NCAC is deeply concerned by the removal of Gender Queer, by Maia Kobabe, from Pennsylvania’s Wissahickon School District school libraries pending the outcome of a challenge. The District’s Superintendent made troubling comments at the October 25, 2021, board meeting defending this blatant violation of district policy.
Superintendent Crisfield stated that the book had been removed from circulation pending the outcome of the challenge despite the fact that, as Dr. Crisfield acknowledged, Board Policy 144 explicitly states that, when a challenge to a book is filed, the book “will remain in circulation until the process is completed.” Moreover, Dr. Crisfield stated that the book had been removed in violation of policy because “the outcome [of the review] is pretty obvious.”
The Superintendent both ignored the rule without discussion, and without a single board member taking issue, and, crucially, prejudged the book in question. The district’s review process is meant to be deliberate and thoughtful, and to allow books to be reviewed–as they always should be–in their full context, not on the basis of select passages or images. District regulations require challenged books to be assessed according to all of the criteria listed in Board Policy 144, and explicitly state that the work “must be examined as a whole and not in part.”
The district’s action flies in the face of its ostensible commitment to academic freedom and intellectual inquiry, as well as its commitment to “address each student’s unique needs” and to “help them discover and achieve their full personal, social, and intellectual potential” (Board Policy 101).

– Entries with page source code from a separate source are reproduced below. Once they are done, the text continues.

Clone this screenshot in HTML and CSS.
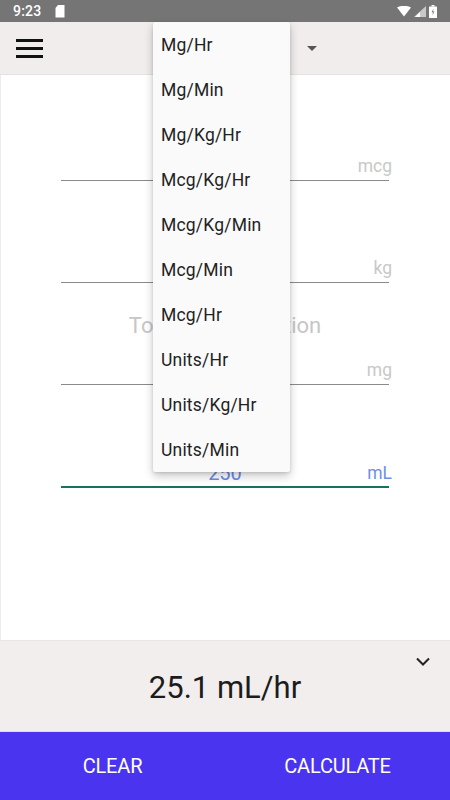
FILE: index.html
```html
<!DOCTYPE html>
<html>
<head>
<meta charset="utf-8">
<link rel="stylesheet" href="styles.css">
</head>
<body>
<div class="screen">
  <div class="statusbar">
    <div class="sb-left">
      <span class="time">9:23</span>
      <svg class="sd" width="10" height="13" viewBox="0 0 10 13"><path d="M3 0H9.5V12.5H0.5V3Z" fill="#fff"/></svg>
    </div>
    <div class="sb-right">
      <svg width="14" height="11" viewBox="0 0 14 11"><path d="M0 1.5Q7 -2 14 1.5L7 10.5Z" fill="#fff"/></svg>
      <svg width="12" height="11" viewBox="0 0 12 11"><path d="M12 0V11H0Z" fill="#c9c9c9"/><path d="M6 6V11H1Z" fill="#fff"/></svg>
      <svg width="8" height="13" viewBox="0 0 8 13"><rect x="2.5" y="0" width="3" height="1.5" fill="#fff"/><rect x="0" y="1.5" width="8" height="11.5" rx="0.5" fill="#fff"/><path d="M4.6 3.5L2.6 7.3H4L3.4 10.5L5.4 6.6H4Z" fill="#757575"/></svg>
    </div>
  </div>
  <div class="appbar">
    <div class="menu-btn"><span></span><span></span><span></span></div>
    <div class="spinner-arrow"></div>
  </div>
  <div class="main">
    <div class="group g1">
      <div class="field"><span class="value"></span><span class="suffix">mcg</span></div>
    </div>
    <div class="group">
      <div class="field"><span class="value"></span><span class="suffix">kg</span></div>
    </div>
    <div class="group g3">
      <div class="heading">Total Concentration</div>
      <div class="field"><span class="value"></span><span class="suffix">mg</span></div>
    </div>
    <div class="group g4">
      <div class="field active"><span class="value">250</span><span class="suffix">mL</span></div>
    </div>
  </div>
  <div class="result">
    <svg class="chev" width="14" height="9" viewBox="0 0 14 9"><path d="M1 1.5L7 7.5L13 1.5" fill="none" stroke="#222" stroke-width="2"/></svg>
    <div class="result-text">25.1 mL/hr</div>
  </div>
  <div class="actions">
    <div class="btn">CLEAR</div>
    <div class="btn">CALCULATE</div>
  </div>
  <ul class="dropdown">
    <li>Mg/Hr</li>
    <li>Mg/Min</li>
    <li>Mg/Kg/Hr</li>
    <li>Mcg/Kg/Hr</li>
    <li>Mcg/Kg/Min</li>
    <li>Mcg/Min</li>
    <li>Mcg/Hr</li>
    <li>Units/Hr</li>
    <li>Units/Kg/Hr</li>
    <li>Units/Min</li>
  </ul>
</div>
</body>
</html>
```

FILE: styles.css
```css
* { box-sizing: border-box; }
html, body { margin: 0; padding: 0; }
body { font-family: Roboto, "Noto Sans", sans-serif; background: #fff; }
.screen {
  position: relative;
  width: 450px;
  height: 800px;
  display: flex;
  flex-direction: column;
  overflow: hidden;
}
.statusbar {
  height: 22px;
  background: #757575;
  display: flex;
  justify-content: space-between;
  align-items: center;
  padding: 0 13px 0 13px;
  color: #fff;
}
.sb-left { display: flex; align-items: center; gap: 14px; }
.time { font-size: 14px; font-weight: 500; letter-spacing: 0.2px; }
.sb-right { display: flex; align-items: center; gap: 3px; }
.appbar {
  height: 53px;
  background: #f1edec;
  border-bottom: 1px solid #e6e2e1;
  display: flex;
  align-items: center;
  position: relative;
}
.menu-btn {
  margin-left: 16px;
  width: 27px;
  display: flex;
  flex-direction: column;
  gap: 5px;
}
.menu-btn span { display: block; height: 3px; background: #111; }
.spinner-arrow {
  margin-left: 264px;
  width: 0; height: 0;
  border-left: 5px solid transparent;
  border-right: 5px solid transparent;
  border-top: 5px solid #555;
}
.main {
  flex: 1;
  background: #fff;
  border-left: 1px solid #ececec;
  padding-top: 4px;
}
.group {
  height: 102px;
  display: flex;
  flex-direction: column;
  justify-content: flex-end;
  padding: 0 61px 0 60px;
}
.g3 { justify-content: space-between; padding-top: 30px; }
.g4 { height: 103px; }
.heading {
  text-align: center;
  font-size: 22px;
  color: #c6c6c6;
}
.field {
  position: relative;
  height: 32px;
  border-bottom: 1.3px solid #8a8a8a;
  display: flex;
  align-items: center;
  justify-content: center;
}
.field.active { border-bottom: 2px solid #17735f; height: 33px; }
.value { font-size: 20px; color: #6a8ae4; margin-top: 4px; }
.suffix {
  position: absolute;
  right: -3px;
  bottom: 4px;
  font-size: 17.5px;
  line-height: 20px;
  color: #c8c8c8;
}
.active .suffix { color: #6f90ea; bottom: 3px; }
.result {
  height: 92px;
  background: #f1eeed;
  border-top: 1px solid #e9e6e5;
  border-bottom: 1px solid #d9d6f8;
  position: relative;
  display: flex;
  align-items: center;
  justify-content: center;
}
.chev { position: absolute; right: 20px; top: 16px; }
.result-text { font-size: 31px; color: #1c1c1c; margin-top: 2px; }
.actions {
  height: 68px;
  background: #4a34ef;
  display: grid;
  grid-template-columns: 1fr 1fr;
  align-items: center;
}
.btn {
  text-align: center;
  color: #fff;
  font-size: 20px;
  letter-spacing: -0.2px;
}
.dropdown {
  position: absolute;
  left: 153px;
  top: 22px;
  width: 137px;
  margin: 0;
  padding: 0;
  list-style: none;
  background: #fafafa;
  box-shadow: 0 4px 10px rgba(0,0,0,0.22), 0 1px 3px rgba(0,0,0,0.12);
  border-radius: 2px;
}
.dropdown li {
  height: 45px;
  line-height: 46px;
  padding-left: 8px;
  font-size: 17.5px;
  color: #222;
  letter-spacing: 0.2px;
}
```
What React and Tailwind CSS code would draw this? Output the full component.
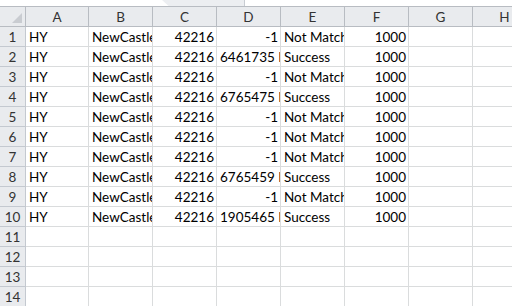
const cols = ['A', 'B', 'C', 'D', 'E', 'F', 'G', 'H'];

const rows = [
  { d: '-1', e: 'Not Match' },
  { d: '6461735 K', e: 'Success' },
  { d: '-1', e: 'Not Match' },
  { d: '6765475 M', e: 'Success' },
  { d: '-1', e: 'Not Match' },
  { d: '-1', e: 'Not Match' },
  { d: '-1', e: 'Not Match' },
  { d: '6765459 K', e: 'Success' },
  { d: '-1', e: 'Not Match' },
  { d: '1905465 N', e: 'Success' },
];

const grid = 'grid grid-cols-[26px_63px_64px_64px_64px_64px_64px_64px_64px]';

const Cell = ({ children, right }) => (
  <div
    className={`h-5 border-r border-b border-[#dadcdd] overflow-hidden whitespace-nowrap leading-[20px] ${
      right ? 'text-right pr-[2px]' : 'pl-[3px]'
    }`}
  >
    {children}
  </div>
);

const RowHead = ({ n }) => (
  <div className="h-5 border-r border-b border-[#c4c9d0] bg-[#e9ebee] text-center text-[#333] leading-[20px]">
    {n}
  </div>
);

export default function App() {
  return (
    <div className="w-[512px] h-[306px] overflow-hidden bg-white text-black text-[13.5px] font-['Lato','Liberation_Sans',sans-serif]">
      <div className="h-[7px] flex border-b border-[#b8bcc2]">
        <div className="w-[162px]" />
        <div className="w-[83px] bg-[#eceef1] border-r border-[#c8ccd2] [clip-path:polygon(0_0,100%_0,100%_100%,8%_100%)]" />
      </div>
      <div className={grid}>
        <div className="h-5 border-r border-b border-[#b8bcc2] bg-[#e9ebee] relative">
          <div className="absolute right-[3px] bottom-[3px] w-0 h-0 border-l-[10px] border-l-transparent border-b-[10px] border-b-[#c9ccd1]" />
        </div>
        {cols.map((c) => (
          <div
            key={c}
            className="h-5 border-r border-b border-[#b8bcc2] bg-[#e9ebee] text-center text-[#333] leading-[20px]"
          >
            {c}
          </div>
        ))}
        {rows.map((r, i) => (
          <div key={i} className="contents">
            <RowHead n={i + 1} />
            <Cell>HY</Cell>
            <Cell>NewCastle</Cell>
            <Cell right>42216</Cell>
            <Cell right={r.d === '-1'}>{r.d}</Cell>
            <Cell>{r.e}</Cell>
            <Cell right>1000</Cell>
            <Cell />
            <Cell />
          </div>
        ))}
        {[11, 12, 13, 14].map((n) => (
          <div key={n} className="contents">
            <RowHead n={n} />
            {cols.map((c) => (
              <Cell key={c} />
            ))}
          </div>
        ))}
      </div>
    </div>
  );
}
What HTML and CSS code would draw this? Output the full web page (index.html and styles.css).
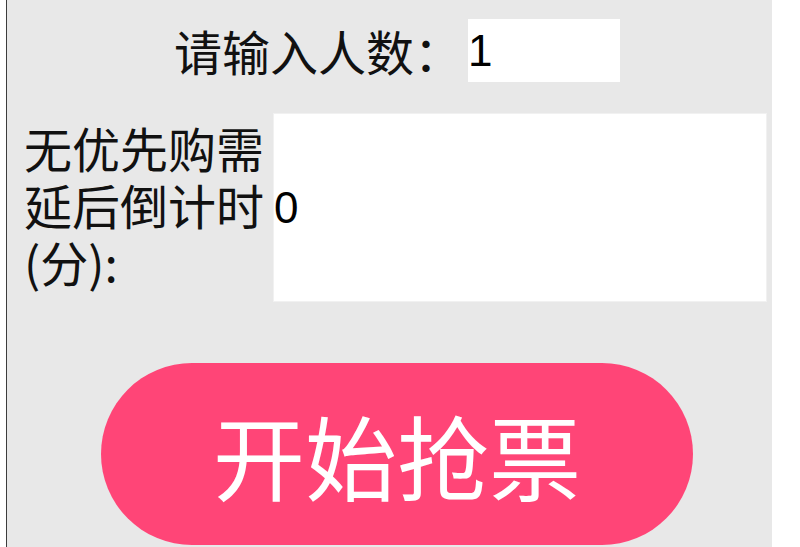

Gender Queer clearly has value for many students. It was a 2020 American Library Association Alex Award Winner, and also was named a 2020 Stonewall — Israel Fishman Non-Fiction Award Honor Book. In addition, it was described by the School Library Journal as “a great resource for those who identify as nonbinary or asexual as well as for those who know someone who identifies that way and wish to better understand.” For the students who need this book, its removal from library shelves sends a devastating message. And for students who have no interest in this book, its presence on library shelves would not affect them at all.